Ogden rate, large losses and claims inflation knock Allianz UK COR in Q3

Jon Dye, CEO, Allianz Insurance

Allianz reported operating profit of £100m for the year to date in its Q3 results, with its combined operating ratio slipping to 96.5% from 95.7% at the half year.

While the operating profit was up by £14.2m in the three months to the end of September, Allianz UK CEO Jon Dye, pictured, described the combination of the Ogden rate change which the provider booked in the period and the rise in the effect of large losses as “two fairly unhelpful effects in the same quarter”. He also highlighted the impact of claims inflation on the results.

Allianz had been working since the start of the year on the basis of the Ogden rate being changed to 0%.

However, with the new rate coming in at -0.25% the insurer took an £11m hit on its reserves portfolio.

“I’m completely comfortable with the way we approached it,” Dye stated.

“At the end of last year zero was a sensible number but it turned out not to be the number that the government chose. We would say the government got it wrong again.”


Dye noted that the business had an “unusual year” for medium to large claims over £2m.

The property account experienced a one-in-10 year for large losses, with an increase in recessionary type claims.

He clarified that though the country was not in a recession, claims for fire and theft were “behaving in this context as if it is”.

The insurer also noted that the cost of claims was increasing ahead of inflation and highlighted the impact of the weakness of sterling against the Euro and the US dollar.

According to the insurer this weakness has driven up the price of materials brought in from abroad to use in repairs across the motor and property classes.

In addition there have been signs that labour costs are also increasing, Allianz said.

“We are clearly in a market where there is quite substantial claims inflation running through both the property and the motor classes,” Dye summed up.

“That is having an impact on Allianz and others in the market place.”


Gross written premium for the nine months reached £1.49bn with commercial lines coming in at £967.7m, up 13% year-on-year as the COR crept up to 97.3%.

Personal lines saw GWP slip to £523.2m due to the ongoing impact of moving business to LV as the COR was stable at 94.8%.

Dye confirmed that the process of moving business to LV was “pretty much” completed with only a few schemes to go which would be done by the end of the year.

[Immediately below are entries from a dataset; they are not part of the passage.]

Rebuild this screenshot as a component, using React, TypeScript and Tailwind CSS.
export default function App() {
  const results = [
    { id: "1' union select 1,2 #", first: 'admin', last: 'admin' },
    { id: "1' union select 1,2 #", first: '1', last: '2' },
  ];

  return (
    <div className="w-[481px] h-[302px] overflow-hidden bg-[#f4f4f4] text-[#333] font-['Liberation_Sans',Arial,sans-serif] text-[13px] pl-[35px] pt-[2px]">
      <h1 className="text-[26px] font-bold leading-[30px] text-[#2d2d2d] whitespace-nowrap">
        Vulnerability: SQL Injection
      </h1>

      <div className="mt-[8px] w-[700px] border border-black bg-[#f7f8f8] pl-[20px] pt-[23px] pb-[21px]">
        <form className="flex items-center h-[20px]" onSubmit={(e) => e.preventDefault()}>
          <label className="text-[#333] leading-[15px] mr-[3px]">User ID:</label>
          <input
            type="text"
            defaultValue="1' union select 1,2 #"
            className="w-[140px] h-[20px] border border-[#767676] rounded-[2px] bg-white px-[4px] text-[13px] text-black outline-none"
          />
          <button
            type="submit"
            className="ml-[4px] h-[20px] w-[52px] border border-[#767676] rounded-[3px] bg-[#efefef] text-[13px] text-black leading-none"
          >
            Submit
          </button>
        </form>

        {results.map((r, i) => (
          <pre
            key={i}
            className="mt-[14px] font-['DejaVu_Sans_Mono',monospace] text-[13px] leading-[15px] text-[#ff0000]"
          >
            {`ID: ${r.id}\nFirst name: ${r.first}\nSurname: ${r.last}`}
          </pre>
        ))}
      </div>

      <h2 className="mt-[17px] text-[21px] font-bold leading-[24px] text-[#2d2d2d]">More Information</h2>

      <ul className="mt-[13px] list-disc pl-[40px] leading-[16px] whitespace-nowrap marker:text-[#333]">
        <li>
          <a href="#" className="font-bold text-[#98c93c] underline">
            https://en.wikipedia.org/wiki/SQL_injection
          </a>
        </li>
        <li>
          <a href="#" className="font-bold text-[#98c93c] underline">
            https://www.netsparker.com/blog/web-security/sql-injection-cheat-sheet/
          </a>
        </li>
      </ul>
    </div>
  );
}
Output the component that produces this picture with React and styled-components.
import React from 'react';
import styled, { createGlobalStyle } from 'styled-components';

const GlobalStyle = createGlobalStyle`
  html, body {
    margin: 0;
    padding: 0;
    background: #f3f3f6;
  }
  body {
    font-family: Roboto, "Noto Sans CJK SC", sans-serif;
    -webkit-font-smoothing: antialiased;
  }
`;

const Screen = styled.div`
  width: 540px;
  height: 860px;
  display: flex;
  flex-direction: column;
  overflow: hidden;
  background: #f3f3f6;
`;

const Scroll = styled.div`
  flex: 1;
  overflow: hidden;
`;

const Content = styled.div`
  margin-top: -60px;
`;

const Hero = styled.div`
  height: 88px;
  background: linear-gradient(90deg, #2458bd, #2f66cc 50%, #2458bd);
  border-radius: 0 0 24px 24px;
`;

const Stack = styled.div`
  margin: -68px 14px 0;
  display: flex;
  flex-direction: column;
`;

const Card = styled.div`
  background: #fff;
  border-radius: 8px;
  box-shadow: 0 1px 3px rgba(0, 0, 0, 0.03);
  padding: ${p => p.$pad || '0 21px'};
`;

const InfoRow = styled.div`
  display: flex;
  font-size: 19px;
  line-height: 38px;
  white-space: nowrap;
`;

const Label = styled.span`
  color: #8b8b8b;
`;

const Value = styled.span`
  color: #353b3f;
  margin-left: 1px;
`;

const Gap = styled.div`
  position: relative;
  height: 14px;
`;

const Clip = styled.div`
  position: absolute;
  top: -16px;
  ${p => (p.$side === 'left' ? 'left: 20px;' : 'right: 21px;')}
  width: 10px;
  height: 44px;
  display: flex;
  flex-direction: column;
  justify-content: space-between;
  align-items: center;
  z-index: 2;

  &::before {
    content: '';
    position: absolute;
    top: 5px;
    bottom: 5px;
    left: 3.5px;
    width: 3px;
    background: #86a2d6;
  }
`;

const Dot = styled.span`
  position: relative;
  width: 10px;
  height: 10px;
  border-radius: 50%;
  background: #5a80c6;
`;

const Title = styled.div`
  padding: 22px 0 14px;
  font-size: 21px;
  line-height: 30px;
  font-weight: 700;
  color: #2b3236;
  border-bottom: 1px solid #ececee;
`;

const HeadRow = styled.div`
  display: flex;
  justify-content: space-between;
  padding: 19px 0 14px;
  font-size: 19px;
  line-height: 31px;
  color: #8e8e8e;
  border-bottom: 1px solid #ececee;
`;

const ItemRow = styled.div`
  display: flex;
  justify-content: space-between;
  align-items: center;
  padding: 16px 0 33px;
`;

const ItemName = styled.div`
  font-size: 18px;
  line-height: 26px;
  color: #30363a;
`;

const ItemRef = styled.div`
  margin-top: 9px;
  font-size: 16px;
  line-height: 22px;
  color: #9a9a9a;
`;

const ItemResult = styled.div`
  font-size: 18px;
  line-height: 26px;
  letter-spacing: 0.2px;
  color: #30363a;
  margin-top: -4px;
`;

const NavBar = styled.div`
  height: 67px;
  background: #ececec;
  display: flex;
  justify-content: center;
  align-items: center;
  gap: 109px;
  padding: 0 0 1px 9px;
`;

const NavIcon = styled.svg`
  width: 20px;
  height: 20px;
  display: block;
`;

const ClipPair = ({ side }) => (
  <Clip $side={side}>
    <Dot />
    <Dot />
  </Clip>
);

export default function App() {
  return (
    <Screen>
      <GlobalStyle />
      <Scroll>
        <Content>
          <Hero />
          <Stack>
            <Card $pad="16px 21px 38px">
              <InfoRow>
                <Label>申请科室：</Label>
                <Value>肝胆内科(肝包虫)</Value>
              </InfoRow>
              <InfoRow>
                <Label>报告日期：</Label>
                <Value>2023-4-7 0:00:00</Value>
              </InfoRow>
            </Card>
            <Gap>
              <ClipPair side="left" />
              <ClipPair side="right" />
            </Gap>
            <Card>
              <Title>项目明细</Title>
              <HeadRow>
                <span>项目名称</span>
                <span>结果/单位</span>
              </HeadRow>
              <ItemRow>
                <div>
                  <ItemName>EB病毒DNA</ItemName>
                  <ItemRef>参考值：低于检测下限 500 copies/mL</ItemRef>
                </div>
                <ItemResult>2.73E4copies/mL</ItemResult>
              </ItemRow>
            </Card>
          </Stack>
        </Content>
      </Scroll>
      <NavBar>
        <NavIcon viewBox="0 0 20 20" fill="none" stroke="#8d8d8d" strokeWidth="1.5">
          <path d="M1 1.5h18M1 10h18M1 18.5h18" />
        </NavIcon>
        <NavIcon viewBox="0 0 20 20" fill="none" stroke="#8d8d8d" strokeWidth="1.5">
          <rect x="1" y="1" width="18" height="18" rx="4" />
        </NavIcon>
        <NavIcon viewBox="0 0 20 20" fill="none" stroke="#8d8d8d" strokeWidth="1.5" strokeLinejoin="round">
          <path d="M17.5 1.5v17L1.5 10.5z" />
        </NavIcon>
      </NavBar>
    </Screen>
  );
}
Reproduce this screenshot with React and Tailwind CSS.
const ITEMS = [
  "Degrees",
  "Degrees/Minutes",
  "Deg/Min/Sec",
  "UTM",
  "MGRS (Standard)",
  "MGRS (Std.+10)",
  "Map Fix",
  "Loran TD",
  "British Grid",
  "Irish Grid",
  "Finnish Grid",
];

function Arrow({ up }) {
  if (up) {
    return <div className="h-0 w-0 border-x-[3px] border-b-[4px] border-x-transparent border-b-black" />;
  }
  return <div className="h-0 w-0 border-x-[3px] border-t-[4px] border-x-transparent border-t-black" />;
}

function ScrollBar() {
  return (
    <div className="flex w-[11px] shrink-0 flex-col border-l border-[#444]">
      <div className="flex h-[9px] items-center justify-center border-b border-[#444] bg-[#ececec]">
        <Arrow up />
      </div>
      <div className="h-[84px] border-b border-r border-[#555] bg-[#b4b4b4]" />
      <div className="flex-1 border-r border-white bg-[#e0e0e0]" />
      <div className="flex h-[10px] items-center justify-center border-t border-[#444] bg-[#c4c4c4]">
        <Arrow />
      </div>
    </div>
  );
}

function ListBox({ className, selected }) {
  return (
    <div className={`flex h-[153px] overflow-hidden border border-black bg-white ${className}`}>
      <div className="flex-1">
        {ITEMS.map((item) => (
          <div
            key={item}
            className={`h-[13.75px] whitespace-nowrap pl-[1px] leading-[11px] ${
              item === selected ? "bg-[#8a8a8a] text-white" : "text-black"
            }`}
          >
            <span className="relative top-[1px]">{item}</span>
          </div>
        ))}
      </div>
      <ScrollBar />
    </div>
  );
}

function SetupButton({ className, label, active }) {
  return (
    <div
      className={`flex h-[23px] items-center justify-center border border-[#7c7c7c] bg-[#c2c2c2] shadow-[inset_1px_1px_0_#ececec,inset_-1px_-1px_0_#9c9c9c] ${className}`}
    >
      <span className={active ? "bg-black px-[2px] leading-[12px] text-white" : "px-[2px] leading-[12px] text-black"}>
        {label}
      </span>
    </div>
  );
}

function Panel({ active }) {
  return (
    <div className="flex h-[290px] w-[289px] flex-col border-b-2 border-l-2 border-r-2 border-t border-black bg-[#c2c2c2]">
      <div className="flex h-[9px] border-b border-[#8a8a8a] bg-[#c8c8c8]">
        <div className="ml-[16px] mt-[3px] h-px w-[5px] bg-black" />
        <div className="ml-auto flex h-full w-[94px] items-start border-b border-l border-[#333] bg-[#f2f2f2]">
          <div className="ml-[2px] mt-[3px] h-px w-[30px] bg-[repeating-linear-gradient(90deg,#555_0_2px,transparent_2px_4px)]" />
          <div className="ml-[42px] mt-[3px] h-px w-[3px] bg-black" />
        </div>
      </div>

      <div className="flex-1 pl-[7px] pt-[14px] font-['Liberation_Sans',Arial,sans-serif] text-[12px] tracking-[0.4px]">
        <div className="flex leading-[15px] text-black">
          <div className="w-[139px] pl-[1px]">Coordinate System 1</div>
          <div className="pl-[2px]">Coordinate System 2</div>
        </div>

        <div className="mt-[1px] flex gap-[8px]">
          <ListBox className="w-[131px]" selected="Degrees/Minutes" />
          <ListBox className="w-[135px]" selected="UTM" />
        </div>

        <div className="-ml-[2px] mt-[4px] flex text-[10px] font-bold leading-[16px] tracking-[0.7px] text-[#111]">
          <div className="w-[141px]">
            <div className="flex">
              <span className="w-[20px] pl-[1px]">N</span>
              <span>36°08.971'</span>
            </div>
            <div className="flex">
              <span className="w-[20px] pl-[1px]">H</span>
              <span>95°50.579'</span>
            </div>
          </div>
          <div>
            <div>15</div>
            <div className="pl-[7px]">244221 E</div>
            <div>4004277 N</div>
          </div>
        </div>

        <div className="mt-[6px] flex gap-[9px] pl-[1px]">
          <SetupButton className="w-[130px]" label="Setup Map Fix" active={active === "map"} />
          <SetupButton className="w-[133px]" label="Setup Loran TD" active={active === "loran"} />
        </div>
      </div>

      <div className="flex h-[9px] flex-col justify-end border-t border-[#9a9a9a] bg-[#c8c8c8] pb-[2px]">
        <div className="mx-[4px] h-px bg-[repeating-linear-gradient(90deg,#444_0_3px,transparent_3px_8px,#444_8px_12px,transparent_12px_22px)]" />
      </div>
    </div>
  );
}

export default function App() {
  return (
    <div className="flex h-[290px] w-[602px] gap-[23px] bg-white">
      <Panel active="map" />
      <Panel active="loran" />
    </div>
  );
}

In its half year results, Allianz had confirmed plans to close offices in Woking and Luton.

The branches have now shut with business transferring to other locations. Some 76 people found jobs elsewhere in the business with 46 people being made redundant.

Dye said there were no plans to close any more branches this year or in 2020.

“Our strategy here hasn’t changed,” he concluded.

“We believe it is important to have the branch network that puts our underwriters and business development colleagues close to the brokers that they are serving.”